[Front-end source files]
-- begin --
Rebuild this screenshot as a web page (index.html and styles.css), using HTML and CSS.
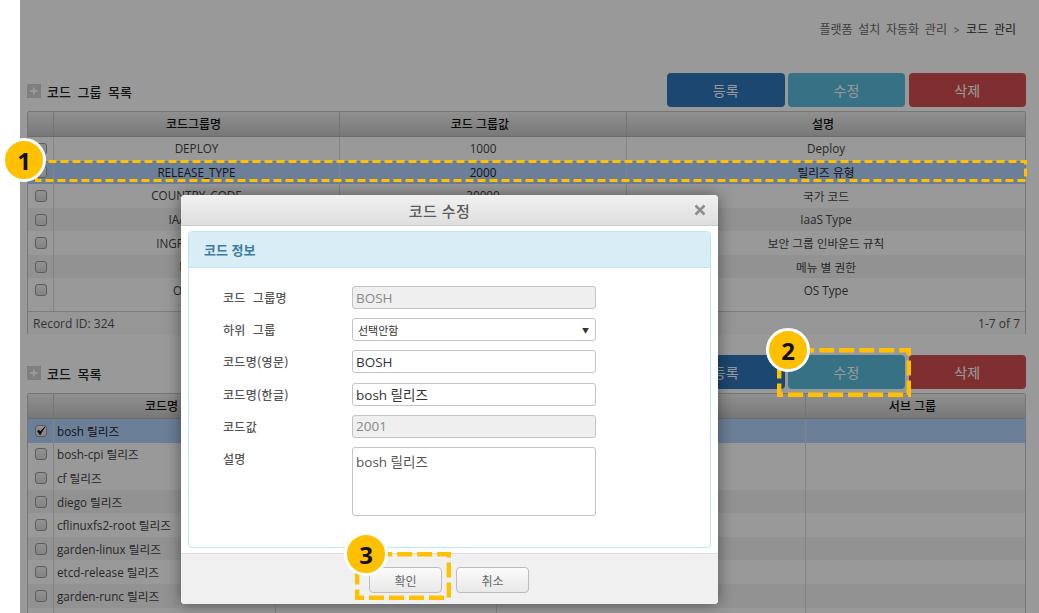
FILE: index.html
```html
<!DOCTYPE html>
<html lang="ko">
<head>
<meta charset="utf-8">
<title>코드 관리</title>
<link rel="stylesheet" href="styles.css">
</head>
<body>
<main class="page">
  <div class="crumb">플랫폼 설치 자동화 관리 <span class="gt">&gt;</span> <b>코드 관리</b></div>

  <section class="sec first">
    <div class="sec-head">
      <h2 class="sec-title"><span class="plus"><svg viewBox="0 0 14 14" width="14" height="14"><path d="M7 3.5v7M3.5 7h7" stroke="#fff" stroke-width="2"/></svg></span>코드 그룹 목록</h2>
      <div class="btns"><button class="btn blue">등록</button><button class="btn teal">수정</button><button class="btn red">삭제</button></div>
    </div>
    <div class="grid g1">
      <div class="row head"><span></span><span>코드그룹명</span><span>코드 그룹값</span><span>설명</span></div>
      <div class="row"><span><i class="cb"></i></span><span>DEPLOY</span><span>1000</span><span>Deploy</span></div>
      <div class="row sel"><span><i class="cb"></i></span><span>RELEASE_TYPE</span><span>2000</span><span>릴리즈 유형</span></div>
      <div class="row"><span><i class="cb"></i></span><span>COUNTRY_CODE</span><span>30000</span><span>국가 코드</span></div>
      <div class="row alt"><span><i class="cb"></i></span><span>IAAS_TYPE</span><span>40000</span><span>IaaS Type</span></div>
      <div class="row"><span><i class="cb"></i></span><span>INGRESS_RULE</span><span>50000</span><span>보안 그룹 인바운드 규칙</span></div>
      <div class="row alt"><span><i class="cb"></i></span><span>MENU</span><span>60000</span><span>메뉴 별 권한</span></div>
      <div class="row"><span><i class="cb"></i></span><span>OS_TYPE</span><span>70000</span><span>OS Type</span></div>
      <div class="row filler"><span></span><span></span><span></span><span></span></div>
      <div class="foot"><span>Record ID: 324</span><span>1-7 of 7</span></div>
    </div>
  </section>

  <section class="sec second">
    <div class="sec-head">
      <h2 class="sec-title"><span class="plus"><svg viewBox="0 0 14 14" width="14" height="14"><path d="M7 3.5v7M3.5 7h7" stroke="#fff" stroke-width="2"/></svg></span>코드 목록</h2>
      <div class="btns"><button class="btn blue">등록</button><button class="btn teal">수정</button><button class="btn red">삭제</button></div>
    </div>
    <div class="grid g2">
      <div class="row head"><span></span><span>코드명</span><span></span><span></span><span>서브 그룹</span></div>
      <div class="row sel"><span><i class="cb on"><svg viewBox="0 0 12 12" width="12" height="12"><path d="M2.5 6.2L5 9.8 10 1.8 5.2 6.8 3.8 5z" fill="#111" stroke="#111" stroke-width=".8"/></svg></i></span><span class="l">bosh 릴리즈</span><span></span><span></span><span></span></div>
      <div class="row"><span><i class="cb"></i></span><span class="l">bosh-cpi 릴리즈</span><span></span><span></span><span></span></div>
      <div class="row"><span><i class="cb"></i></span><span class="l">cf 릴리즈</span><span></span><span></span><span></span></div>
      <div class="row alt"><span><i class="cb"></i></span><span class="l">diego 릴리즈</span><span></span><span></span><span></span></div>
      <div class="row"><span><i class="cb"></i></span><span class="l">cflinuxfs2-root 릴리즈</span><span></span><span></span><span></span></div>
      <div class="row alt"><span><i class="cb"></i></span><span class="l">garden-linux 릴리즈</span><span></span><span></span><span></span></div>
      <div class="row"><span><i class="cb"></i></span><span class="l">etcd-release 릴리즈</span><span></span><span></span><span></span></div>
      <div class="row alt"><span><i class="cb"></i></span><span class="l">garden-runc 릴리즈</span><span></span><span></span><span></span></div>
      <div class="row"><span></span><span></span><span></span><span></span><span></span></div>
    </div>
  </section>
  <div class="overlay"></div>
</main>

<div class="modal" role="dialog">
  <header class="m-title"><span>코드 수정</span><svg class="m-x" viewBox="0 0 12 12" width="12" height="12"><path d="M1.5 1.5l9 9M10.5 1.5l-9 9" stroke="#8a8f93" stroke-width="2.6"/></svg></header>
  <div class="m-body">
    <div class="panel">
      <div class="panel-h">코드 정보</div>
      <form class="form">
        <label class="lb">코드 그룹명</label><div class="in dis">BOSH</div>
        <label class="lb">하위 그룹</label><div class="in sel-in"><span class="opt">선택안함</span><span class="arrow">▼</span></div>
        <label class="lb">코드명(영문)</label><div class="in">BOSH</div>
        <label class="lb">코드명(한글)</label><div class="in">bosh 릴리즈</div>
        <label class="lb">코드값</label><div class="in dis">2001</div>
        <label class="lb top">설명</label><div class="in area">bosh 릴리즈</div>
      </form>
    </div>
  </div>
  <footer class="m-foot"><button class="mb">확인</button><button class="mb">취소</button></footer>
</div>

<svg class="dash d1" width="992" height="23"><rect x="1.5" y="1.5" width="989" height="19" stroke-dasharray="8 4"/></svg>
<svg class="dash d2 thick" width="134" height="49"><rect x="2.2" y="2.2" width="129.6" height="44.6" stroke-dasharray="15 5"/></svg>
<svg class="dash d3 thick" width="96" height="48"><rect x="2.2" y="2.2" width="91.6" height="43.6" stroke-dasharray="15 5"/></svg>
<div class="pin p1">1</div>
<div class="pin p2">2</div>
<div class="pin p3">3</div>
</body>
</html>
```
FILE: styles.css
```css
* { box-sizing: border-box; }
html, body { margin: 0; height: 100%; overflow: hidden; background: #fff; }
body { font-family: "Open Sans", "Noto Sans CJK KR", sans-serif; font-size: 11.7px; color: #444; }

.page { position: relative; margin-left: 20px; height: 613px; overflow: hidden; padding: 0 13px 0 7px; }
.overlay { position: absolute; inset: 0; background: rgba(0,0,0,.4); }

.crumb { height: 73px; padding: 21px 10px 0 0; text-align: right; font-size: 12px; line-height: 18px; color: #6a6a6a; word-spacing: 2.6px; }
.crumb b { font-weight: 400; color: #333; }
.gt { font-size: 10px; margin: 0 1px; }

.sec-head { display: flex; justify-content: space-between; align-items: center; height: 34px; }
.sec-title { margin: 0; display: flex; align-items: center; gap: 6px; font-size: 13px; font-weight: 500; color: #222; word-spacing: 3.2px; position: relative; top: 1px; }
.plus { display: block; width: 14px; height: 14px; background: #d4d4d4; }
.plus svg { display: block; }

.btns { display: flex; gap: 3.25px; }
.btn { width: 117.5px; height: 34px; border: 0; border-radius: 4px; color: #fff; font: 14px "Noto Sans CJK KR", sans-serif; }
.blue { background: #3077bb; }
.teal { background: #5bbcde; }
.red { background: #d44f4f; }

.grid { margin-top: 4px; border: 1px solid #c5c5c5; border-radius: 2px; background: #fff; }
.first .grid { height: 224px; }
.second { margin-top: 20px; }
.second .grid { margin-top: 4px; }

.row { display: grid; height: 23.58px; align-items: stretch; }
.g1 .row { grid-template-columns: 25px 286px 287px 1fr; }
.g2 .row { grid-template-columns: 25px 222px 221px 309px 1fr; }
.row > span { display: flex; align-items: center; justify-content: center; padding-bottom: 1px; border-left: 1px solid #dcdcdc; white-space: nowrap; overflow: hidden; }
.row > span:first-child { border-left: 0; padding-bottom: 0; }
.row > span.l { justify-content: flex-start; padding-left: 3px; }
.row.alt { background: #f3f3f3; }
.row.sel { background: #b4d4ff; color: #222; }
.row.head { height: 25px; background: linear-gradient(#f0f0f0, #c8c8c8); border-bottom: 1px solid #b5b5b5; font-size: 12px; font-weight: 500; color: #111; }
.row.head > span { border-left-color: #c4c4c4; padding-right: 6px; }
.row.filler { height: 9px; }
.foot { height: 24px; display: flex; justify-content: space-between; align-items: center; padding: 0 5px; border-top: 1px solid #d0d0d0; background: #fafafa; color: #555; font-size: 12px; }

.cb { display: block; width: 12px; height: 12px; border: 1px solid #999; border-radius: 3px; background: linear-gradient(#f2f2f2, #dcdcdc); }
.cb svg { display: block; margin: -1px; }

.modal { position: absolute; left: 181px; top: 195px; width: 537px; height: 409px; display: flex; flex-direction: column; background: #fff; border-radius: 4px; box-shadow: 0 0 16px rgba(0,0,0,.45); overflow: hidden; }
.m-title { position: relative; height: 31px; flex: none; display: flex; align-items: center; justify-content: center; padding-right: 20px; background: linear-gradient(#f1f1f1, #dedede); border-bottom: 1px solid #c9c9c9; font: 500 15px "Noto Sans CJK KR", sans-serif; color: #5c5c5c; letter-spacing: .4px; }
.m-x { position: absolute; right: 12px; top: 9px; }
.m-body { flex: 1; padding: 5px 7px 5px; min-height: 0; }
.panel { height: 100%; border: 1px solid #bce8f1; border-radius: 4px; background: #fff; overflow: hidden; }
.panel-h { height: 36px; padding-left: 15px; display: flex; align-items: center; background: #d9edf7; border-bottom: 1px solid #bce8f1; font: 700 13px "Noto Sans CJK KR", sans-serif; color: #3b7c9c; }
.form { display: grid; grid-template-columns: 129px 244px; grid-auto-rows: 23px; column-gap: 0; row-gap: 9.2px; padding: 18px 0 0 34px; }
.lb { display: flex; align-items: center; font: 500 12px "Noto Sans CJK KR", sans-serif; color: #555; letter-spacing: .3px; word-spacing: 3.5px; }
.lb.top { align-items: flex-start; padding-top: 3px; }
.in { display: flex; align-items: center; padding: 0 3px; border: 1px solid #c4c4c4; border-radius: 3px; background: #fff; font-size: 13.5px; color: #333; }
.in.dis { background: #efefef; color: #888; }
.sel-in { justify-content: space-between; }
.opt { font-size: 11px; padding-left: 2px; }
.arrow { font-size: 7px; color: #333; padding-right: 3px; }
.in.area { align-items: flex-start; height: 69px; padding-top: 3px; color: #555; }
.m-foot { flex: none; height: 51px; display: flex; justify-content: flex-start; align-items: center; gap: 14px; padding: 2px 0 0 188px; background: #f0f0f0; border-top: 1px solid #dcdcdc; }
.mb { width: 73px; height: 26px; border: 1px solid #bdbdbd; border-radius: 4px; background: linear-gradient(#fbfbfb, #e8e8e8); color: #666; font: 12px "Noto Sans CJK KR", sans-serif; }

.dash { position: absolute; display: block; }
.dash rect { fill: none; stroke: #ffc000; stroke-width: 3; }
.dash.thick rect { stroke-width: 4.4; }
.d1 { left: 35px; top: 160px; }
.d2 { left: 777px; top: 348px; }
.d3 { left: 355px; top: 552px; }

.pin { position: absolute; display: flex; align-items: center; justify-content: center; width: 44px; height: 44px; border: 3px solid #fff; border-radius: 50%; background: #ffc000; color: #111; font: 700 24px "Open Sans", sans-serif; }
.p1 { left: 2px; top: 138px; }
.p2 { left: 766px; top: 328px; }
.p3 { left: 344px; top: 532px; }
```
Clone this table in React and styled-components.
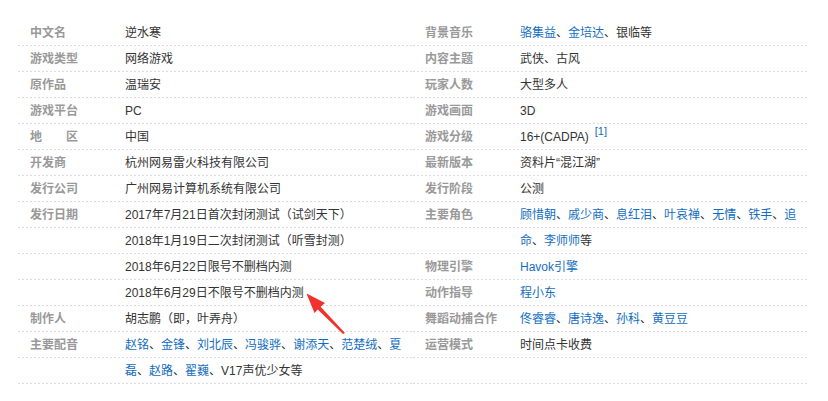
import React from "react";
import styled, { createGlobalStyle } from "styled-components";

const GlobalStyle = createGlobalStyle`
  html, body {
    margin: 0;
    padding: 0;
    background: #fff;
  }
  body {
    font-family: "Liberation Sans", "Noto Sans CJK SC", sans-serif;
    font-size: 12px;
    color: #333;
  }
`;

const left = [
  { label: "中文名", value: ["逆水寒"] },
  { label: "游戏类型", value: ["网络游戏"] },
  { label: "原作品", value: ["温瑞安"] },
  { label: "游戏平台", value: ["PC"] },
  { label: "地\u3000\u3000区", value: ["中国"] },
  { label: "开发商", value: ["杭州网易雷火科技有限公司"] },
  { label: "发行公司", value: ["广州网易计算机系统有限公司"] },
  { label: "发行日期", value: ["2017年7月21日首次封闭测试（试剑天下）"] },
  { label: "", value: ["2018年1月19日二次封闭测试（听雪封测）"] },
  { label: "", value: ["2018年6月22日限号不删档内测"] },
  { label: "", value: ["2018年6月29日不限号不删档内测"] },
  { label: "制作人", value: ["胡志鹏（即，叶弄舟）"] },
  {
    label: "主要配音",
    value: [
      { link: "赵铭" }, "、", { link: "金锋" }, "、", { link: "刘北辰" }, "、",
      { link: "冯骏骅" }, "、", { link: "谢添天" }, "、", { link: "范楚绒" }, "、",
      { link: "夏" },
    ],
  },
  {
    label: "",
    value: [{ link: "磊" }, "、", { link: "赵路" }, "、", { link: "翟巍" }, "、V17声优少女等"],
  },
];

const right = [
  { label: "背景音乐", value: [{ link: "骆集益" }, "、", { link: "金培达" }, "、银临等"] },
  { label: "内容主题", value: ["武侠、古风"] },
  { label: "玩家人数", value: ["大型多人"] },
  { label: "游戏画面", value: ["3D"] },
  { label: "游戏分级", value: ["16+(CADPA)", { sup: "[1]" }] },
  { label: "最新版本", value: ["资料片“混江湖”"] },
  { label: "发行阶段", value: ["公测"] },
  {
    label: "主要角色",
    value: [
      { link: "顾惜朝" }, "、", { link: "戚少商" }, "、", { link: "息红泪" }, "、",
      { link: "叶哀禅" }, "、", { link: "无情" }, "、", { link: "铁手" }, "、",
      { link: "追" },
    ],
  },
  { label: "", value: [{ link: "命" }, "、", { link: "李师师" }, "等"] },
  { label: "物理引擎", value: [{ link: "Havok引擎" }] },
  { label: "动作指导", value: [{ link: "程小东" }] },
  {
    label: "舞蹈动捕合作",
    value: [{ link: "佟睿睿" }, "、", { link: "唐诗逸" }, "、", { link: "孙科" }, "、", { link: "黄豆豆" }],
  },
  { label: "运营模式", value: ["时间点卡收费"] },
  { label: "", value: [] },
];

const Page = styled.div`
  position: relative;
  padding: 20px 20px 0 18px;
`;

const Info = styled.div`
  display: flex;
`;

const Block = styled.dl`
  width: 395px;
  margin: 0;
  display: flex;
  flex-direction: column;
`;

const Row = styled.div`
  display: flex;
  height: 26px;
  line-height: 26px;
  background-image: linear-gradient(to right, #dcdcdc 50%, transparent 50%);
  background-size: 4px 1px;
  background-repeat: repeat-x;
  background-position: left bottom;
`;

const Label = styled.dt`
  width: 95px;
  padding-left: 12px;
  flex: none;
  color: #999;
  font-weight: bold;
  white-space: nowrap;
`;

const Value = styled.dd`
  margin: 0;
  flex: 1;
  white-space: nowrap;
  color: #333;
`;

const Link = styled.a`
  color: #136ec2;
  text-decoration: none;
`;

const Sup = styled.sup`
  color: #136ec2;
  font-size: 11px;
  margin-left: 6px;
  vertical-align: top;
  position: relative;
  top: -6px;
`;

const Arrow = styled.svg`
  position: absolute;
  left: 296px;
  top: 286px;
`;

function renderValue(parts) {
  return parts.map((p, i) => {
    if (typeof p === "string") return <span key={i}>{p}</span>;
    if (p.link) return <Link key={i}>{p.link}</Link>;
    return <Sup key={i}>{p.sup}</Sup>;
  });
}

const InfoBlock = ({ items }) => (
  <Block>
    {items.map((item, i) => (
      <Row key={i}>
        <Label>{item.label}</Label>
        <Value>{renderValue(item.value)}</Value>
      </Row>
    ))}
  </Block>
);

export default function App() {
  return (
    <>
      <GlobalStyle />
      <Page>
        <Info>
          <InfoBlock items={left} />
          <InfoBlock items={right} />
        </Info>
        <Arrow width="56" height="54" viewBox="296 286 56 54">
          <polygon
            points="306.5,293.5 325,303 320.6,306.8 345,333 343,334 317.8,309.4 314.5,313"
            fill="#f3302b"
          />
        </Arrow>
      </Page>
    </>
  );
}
-- end --
* **Goal**
Compute how many lines include the string "React", then give that number by itself.

* **Task answer**
2